There are some good bits here, and some nice pieces of high-poetic pulp imagery, and the central issues is worthwhile to consider if a bit obvious. But the story is either too short (one never gets any sense of the real relationship between Thoranya, Jommor, and Kyle Valkar, or their history), or too long (a shorter story just focused on the central morality issue might have worked).

Starhaven is one of Robert Silverberg’s earliest novels. It was one of a rush of short novels that appeared between about 1957 and 1960, as part of his early prolific period, before his first “retirement” and later return with much more interesting and mature work. Silverberg’s early stories are reliably competent work, smoothly written, efficiently plotted, and often at least attempting to engage with interesting ideas, though usually a bit too rapidly and somewhat superficially. You can see him improving story by story, I think … and this book, as one of his earliest, is also one of his lesser novels.

I mentioned that I had asked Robert Silverberg about his use of the "Ivar Jorgenson" pseudonym, and about the history of "Thunder Over Starhaven"/Starhaven. His response is a fascinating look at some of the field's history. I’ll quote him at length, because I think this is all really cool stuff.


“Paul Fairman was the original Ivar Jorgensen, and note the spelling of the name, the Danish form ending in "-sen."  Fairman was a journeyman writer with no particular interest in SF, who did mainly western stories for the Ziff-Davis pulps.  When Howard Browne, a mystery writer who also had no particular interest in SF, replaced Ray Palmer as editor of the Z-D SF magazines in 1949, Fairman began to contribute stories to those as well.  In the summer of 1951 he had a novel in Z-D's Fantastic Adventures under the byline of "Ivar Jorgensen," quite a strong story, as I recall, and that issue ran a biography of Jorgensen, discussing his Scandinavian background and including a sketch of him as a slab-jawed two-fisted type (who looked nothing like Fairman.)  Fairman continued to contribute Jorgensen stories to Amazing Stories and Fantastic Adventures for a couple of years, then did a short stint as founding editor of If, and around 1955 came back to Ziff-Davis, where he eventually succeeded Browne as editor of the SF mags.

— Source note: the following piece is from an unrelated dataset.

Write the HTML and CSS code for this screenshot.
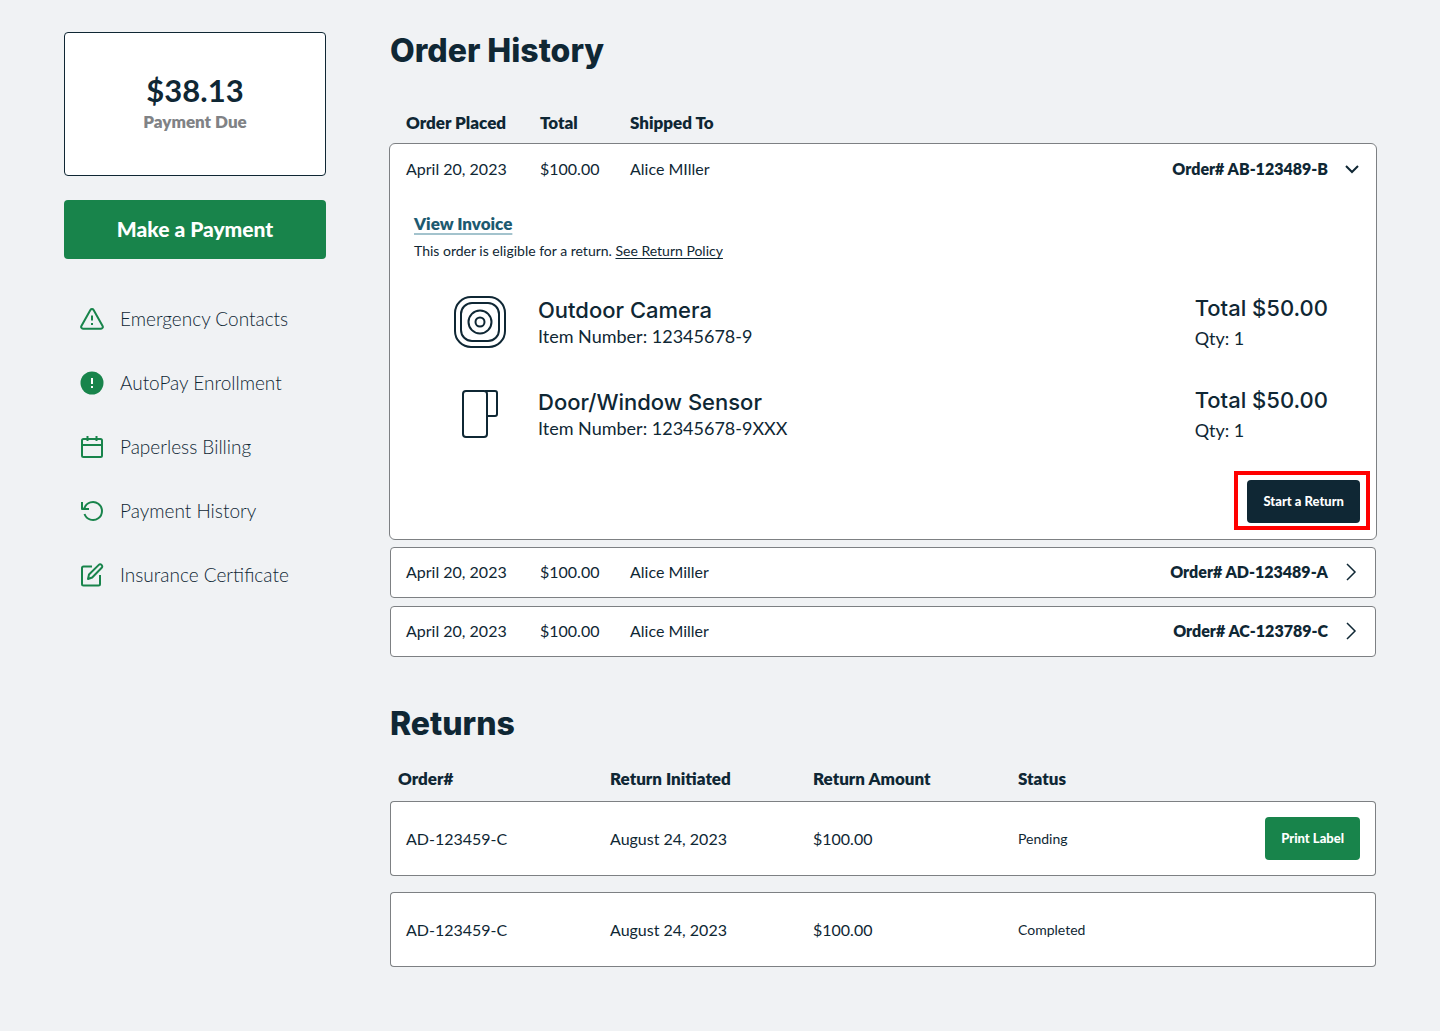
FILE: index.html
```html
<!DOCTYPE html>
<html lang="en">
<head>
<meta charset="utf-8">
<meta name="viewport" content="width=device-width, initial-scale=1">
<title>Order History</title>
<link rel="stylesheet" href="styles.css">
</head>
<body>
<div class="page">
  <aside class="sidebar">
    <section class="balance">
      <p class="balance-amount">$38.13</p>
      <p class="balance-label">Payment Due</p>
    </section>
    <button type="button" class="button button-large">Make a Payment</button>
    <nav class="menu" aria-label="Account">
      <a href="#" class="menu-link">
        <svg class="menu-icon" viewBox="0 0 24 24" aria-hidden="true"><path d="M10.4 2.9 1.4 19a1.8 1.8 0 0 0 1.6 2.7h18a1.8 1.8 0 0 0 1.6-2.7L13.6 2.9a1.85 1.85 0 0 0-3.2 0z"/><path d="M12 8.500v5M12 16v2"/></svg>
        Emergency Contacts
      </a>
      <a href="#" class="menu-link">
        <svg class="menu-icon" viewBox="0 0 24 24" aria-hidden="true"><circle class="disc" cx="12" cy="12" r="11.5"/><path class="mark" d="M12 7v6M12 15v2"/></svg>
        AutoPay Enrollment
      </a>
      <a href="#" class="menu-link">
        <svg class="menu-icon" viewBox="0 0 24 24" aria-hidden="true"><rect x="2" y="4" width="20" height="18" rx="1.5"/><path d="M2 10h20M7.5 1v5M16.5 1v5"/></svg>
        Paperless Billing
      </a>
      <a href="#" class="menu-link">
        <svg class="menu-icon" viewBox="0 0 24 24" aria-hidden="true"><path d="M2 3v7h7"/><path d="M3 10 4.500 9A9 9 0 1 1 4.500 15"/></svg>
        Payment History
      </a>
      <a href="#" class="menu-link">
        <svg class="menu-icon" viewBox="0 0 24 24" aria-hidden="true"><path d="M12 3.5H3.5A1.5 1.5 0 0 0 2 5v16a1.5 1.5 0 0 0 1.5 1.5h15A1.5 1.5 0 0 0 20 21v-9"/><path d="m8 16 1-4.5L18.8 1.9a1.9 1.9 0 0 1 2.7 0l.2.2a1.9 1.9 0 0 1 0 2.7L12.2 14.500z"/></svg>
        Insurance Certificate
      </a>
    </nav>
  </aside>

  <main class="content">
    <section class="orders">
      <h1 class="heading">Order History</h1>
      <div class="order-head">
        <span>Order Placed</span>
        <span>Total</span>
        <span>Shipped To</span>
      </div>
      <div class="order-list">
        <details class="order order-open" open>
          <summary class="order-row">
            <span>April 20, 2023</span>
            <span>$100.00</span>
            <span>Alice MIller</span>
            <strong class="order-number">Order# AB-123489-B</strong>
            <svg class="chevron chevron-bold" viewBox="0 0 16 16" aria-hidden="true"><path d="m2 5 6 6 6-6"/></svg>
          </summary>
          <div class="order-body">
            <a href="#" class="invoice-link">View Invoice</a>
            <p class="note">This order is eligible for a return. <a href="#" class="policy-link">See Return Policy</a></p>
            <ul class="items">
              <li class="item">
                <svg class="item-icon" viewBox="0 0 52 52" aria-hidden="true"><rect x="1" y="1" width="50" height="50" rx="16"/><rect x="7" y="7" width="38" height="38" rx="11"/><circle cx="26" cy="26" r="11.5"/><circle cx="26" cy="26" r="4.5"/></svg>
                <div class="item-info">
                  <h2 class="item-title">Outdoor Camera</h2>
                  <p class="item-detail">Item Number: 12345678-9</p>
                </div>
                <div class="item-price">
                  <p class="item-title">Total $50.00</p>
                  <p class="item-detail">Qty: 1</p>
                </div>
              </li>
              <li class="item">
                <svg class="item-icon" viewBox="0 0 52 52" aria-hidden="true"><rect x="9" y="3" width="24" height="46" rx="3"/><path d="M31 3h10a2 2 0 0 1 2 2v21a2 2 0 0 1-2 2h-8"/></svg>
                <div class="item-info">
                  <h2 class="item-title">Door/Window Sensor</h2>
                  <p class="item-detail">Item Number: 12345678-9XXX</p>
                </div>
                <div class="item-price">
                  <p class="item-title">Total $50.00</p>
                  <p class="item-detail">Qty: 1</p>
                </div>
              </li>
            </ul>
            <div class="order-actions">
              <button type="button" class="button button-dark">Start a Return</button>
            </div>
          </div>
        </details>
        <details class="order">
          <summary class="order-row">
            <span>April 20, 2023</span>
            <span>$100.00</span>
            <span>Alice Miller</span>
            <strong class="order-number">Order# AD-123489-A</strong>
            <svg class="chevron" viewBox="0 0 16 16" aria-hidden="true"><path d="m3 0 8 8-8 8"/></svg>
          </summary>
        </details>
        <details class="order">
          <summary class="order-row">
            <span>April 20, 2023</span>
            <span>$100.00</span>
            <span>Alice Miller</span>
            <strong class="order-number">Order# AC-123789-C</strong>
            <svg class="chevron" viewBox="0 0 16 16" aria-hidden="true"><path d="m3 0 8 8-8 8"/></svg>
          </summary>
        </details>
      </div>
    </section>

    <section class="returns">
      <h1 class="heading">Returns</h1>
      <table class="returns-table">
        <colgroup>
          <col class="col-order"><col class="col-date"><col class="col-amount"><col><col class="col-action">
        </colgroup>
        <thead>
          <tr>
            <th scope="col">Order#</th>
            <th scope="col">Return Initiated</th>
            <th scope="col">Return Amount</th>
            <th scope="col">Status</th>
            <td></td>
          </tr>
        </thead>
        <tbody>
          <tr>
            <td>AD-123459-C</td>
            <td>August 24, 2023</td>
            <td>$100.00</td>
            <td class="status">Pending</td>
            <td><button type="button" class="button">Print Label</button></td>
          </tr>
          <tr>
            <td>AD-123459-C</td>
            <td>August 24, 2023</td>
            <td>$100.00</td>
            <td class="status">Completed</td>
            <td></td>
          </tr>
        </tbody>
      </table>
    </section>
  </main>
</div>
</body>
</html>
```
FILE: styles.css
```css
:root {
  --ink: #0f2734;
  --green: #18844b;
  --line: #7d8083;
  --page: #f0f2f4;
}

* {
  box-sizing: border-box;
}

body,
p,
h1,
h2,
ul {
  margin: 0;
  padding: 0;
}

body {
  background: var(--page);
  color: var(--ink);
  font: 400 16px/24px Lato, "Open Sans", sans-serif;
}

svg {
  display: block;
  fill: none;
  stroke: currentColor;
  stroke-width: 2;
  stroke-linejoin: round;
}

.page {
  display: flex;
  align-items: flex-start;
  gap: 64px;
  padding: 32px 64px 48px;
}

.sidebar {
  display: flex;
  flex: 0 0 262px;
  flex-direction: column;
  gap: 24px;
}

.content {
  flex: 1;
  min-width: 0;
}

/* Sidebar */

.balance {
  padding: 37px 16px 41px;
  border: 1px solid var(--ink);
  border-radius: 4px;
  background: #fff;
  text-align: center;
}

.balance-amount {
  font-size: 31px;
  font-weight: 700;
  line-height: 40px;
}

.balance-label {
  color: #808285;
  font-size: 17px;
  font-weight: 800;
}

.button {
  padding: 12px 16px 13px;
  border: 0;
  border-radius: 4px;
  background: var(--green);
  color: #fff;
  font: 900 13px/18px Lato, "Open Sans", sans-serif;
  white-space: nowrap;
  cursor: pointer;
}

.button-large {
  padding: 17px 16px 18px;
  font-size: 21px;
  line-height: 24px;
}

.button-dark {
  background: var(--ink);
}

.menu {
  display: flex;
  flex-direction: column;
  gap: 40px;
  padding: 24px 16px;
}

.menu-link {
  display: flex;
  align-items: center;
  gap: 16px;
  color: var(--ink);
  font-size: 19px;
  font-weight: 300;
  text-decoration: none;
}

.menu-icon {
  width: 24px;
  height: 24px;
  color: var(--green);
}

.disc {
  fill: var(--green);
  stroke: none;
}

.mark {
  stroke: #fff;
}

/* Orders */

.heading {
  font: 800 32px/38px Inter, sans-serif;
}

.order-head,
.order-row {
  display: grid;
  grid-template-columns: 118px 74px 1fr auto 16px;
  column-gap: 16px;
  align-items: center;
}

.order-head {
  padding: 41px 16px 9px;
  font-size: 17px;
  font-weight: 800;
}

.order-list {
  display: flex;
  flex-direction: column;
  gap: 8px;
}

.order {
  border: 1px solid var(--line);
  border-radius: 4px;
  background: #fff;
}

.order-open {
  margin: -1px;
  padding: 1px;
  border-radius: 6px;
}

.order-row {
  padding: 12px 15px 13px;
  cursor: pointer;
  list-style: none;
}

.order-number {
  font-weight: 800;
}

.chevron {
  width: 16px;
  height: 16px;
  overflow: visible;
  stroke-width: 1.5;
  stroke-linejoin: miter;
}

.chevron-bold {
  stroke-width: 2;
}

.order-body {
  padding: 18px 15px 15px 23px;
}

.invoice-link {
  color: #1d5a70;
  font-size: 17px;
  font-weight: 800;
  text-decoration-color: #a3c3cd;
  text-decoration-thickness: 2px;
  text-underline-offset: 3px;
}

.note {
  padding-top: 3px;
  font-size: 14px;
}

.policy-link {
  color: inherit;
  text-underline-offset: 2px;
}

.items {
  display: flex;
  flex-direction: column;
  gap: 36px;
  padding: 31px 32px 38px 40px;
  list-style: none;
}

.item {
  display: flex;
  align-items: center;
  gap: 32px;
}

.item-icon {
  width: 52px;
  height: 52px;
}

.item-info {
  flex: 1;
}

.item-price {
  display: grid;
  gap: 4px;
}

.item-title {
  font: 500 22px/28px Inter, sans-serif;
}

.item-detail {
  font-size: 18px;
}

.order-actions {
  position: relative;
  width: fit-content;
  margin-left: auto;
}

.order-actions::after {
  position: absolute;
  inset: -9px -10px -7px -13px;
  border: 4px solid #f00;
  content: "";
  pointer-events: none;
}

.order-actions .button {
  display: block;
}

/* Returns */

.returns {
  padding-top: 48px;
}

.returns-table {
  width: 100%;
  margin-top: 14px;
  border-collapse: separate;
  border-spacing: 0 16px;
  table-layout: fixed;
}

.col-order {
  width: 220px;
}

.col-date {
  width: 203px;
}

.col-amount {
  width: 205px;
}

.col-action {
  width: 128px;
}

.returns-table th,
.returns-table td {
  padding: 0;
  text-align: left;
}

.returns-table th {
  font-size: 17px;
  font-weight: 800;
  line-height: 12px;
}

.returns-table th:first-child {
  padding-left: 8px;
}

.returns-table tbody td {
  height: 75px;
  border: solid var(--line);
  border-width: 1px 0;
  background: #fff;
}

.returns-table tbody td:first-child {
  padding-left: 15px;
  border-left-width: 1px;
  border-radius: 4px 0 0 4px;
}

.returns-table tbody td:last-child {
  padding-right: 15px;
  border-right-width: 1px;
  border-radius: 0 4px 4px 0;
  text-align: right;
}

.returns-table .status {
  font-size: 14px;
}
```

“In 1956 Bill Hamling, a former Z-D editor who had declined to follow Z-D from Chicago to New York and instead had begun his own SF magazines, decided to shift those magazines to the Ziff-Davis formula of pulp action fiction written to order by a small staff of pros.  Edmond Hamilton and Dwight V. Swain were the kingpins if this staff, and Randall Garrett and I, who were already part of Browne's Ziff-Davis stable, were hired to contribute 50,000 words a month of short fiction.  Hamling stuck whatever pseudonyms he felt like on these stories, mainly old Ziff-Davis house names, and in the mistaken notion that Jorgensen was a house name put that byline on some of our stuff, in one case spelling the byline "-sen" on the contents page and "-son" on the story itself.

Also in 1956 Larry T. Shaw, who was editing the excellent new magazine Infinity, launched a space-opera magazine called Science Fiction Adventures, with stories modeled after the old  Planet Stories.  There would be two novellas per issue plus a few short stories.  Though he was open to free-lance submissions, and bought some novellas by Jim Blish, Harry Harrison, and John Brunner, the bulk of the magazine was staff-written by the ubiquitous me.  I had at least one long story in almost every issue, sometimes more.


“When Shaw's Science Fiction Adventures had been going for a year or so, he decided to vary the two-novella formula by putting out an issue that contained one 40,000-word story, and commissioned me to write it.  I gave him “Shadow on the Stars”, later published by Ace as Stepsons of Terra.  "Thunder Over Starhaven", however, was one of the shorter novellas (28,000 words).  I thought that Ivar Jorgensen was a house name that anybody could use, and stuck that byline on it.  Shaw used the "-son" spelling.  At this point Paul Fairman, who had already voiced his annoyance at Hamling's appropriation of what had been his exclusive penname, complained more strongly, both to Shaw and to me.  But the damage was done -- Jorgensen/Jorgenson no longer could be considered Fairman's property alone.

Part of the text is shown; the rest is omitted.